Given exercise> Select and reproduce each line of the listing below that bears the string "components".

Source data>

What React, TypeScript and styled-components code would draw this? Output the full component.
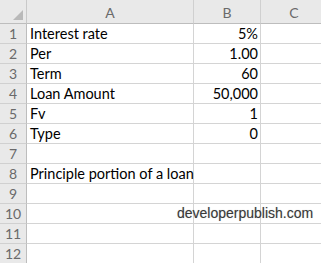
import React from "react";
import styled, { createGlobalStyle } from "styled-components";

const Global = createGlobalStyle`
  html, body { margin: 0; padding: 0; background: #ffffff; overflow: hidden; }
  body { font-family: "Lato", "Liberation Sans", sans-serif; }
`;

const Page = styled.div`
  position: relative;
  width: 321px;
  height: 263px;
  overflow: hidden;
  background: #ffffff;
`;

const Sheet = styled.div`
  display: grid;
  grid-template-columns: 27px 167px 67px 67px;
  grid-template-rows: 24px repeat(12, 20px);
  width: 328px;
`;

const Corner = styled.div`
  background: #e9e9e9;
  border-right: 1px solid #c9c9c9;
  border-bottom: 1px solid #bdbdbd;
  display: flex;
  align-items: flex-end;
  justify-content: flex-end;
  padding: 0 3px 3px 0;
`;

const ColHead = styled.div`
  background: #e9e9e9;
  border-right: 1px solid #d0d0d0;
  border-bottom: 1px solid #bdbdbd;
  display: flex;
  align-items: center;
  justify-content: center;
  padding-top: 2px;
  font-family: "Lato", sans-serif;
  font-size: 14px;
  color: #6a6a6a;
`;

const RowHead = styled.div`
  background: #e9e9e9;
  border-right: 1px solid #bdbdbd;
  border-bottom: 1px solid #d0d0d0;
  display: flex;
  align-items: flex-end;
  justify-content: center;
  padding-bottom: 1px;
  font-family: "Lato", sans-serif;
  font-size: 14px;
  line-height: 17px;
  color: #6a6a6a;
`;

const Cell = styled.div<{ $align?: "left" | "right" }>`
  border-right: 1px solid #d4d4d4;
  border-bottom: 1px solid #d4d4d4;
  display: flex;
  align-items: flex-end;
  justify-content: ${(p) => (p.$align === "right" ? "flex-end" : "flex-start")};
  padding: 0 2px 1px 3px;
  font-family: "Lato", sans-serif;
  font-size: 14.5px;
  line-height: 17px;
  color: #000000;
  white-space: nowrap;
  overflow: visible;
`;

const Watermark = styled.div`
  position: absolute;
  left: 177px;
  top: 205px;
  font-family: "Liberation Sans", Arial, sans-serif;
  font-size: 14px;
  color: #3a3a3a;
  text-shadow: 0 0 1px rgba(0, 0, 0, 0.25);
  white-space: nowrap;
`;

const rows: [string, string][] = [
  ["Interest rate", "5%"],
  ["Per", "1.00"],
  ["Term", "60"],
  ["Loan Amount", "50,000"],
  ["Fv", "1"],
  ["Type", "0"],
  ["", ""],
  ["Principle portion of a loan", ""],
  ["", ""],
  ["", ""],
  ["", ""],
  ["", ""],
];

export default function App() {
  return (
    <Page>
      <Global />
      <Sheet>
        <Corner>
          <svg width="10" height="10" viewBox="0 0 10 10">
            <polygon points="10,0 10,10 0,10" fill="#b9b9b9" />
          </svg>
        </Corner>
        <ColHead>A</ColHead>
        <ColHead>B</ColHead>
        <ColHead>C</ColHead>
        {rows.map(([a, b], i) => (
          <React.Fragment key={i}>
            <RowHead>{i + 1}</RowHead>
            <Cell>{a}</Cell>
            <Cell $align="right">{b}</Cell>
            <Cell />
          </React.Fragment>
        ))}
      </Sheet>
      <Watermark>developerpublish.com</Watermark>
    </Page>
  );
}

Answer to this task>
What React, TypeScript and styled-components code would draw this? Output the full component.
import styled, { createGlobalStyle } from "styled-components";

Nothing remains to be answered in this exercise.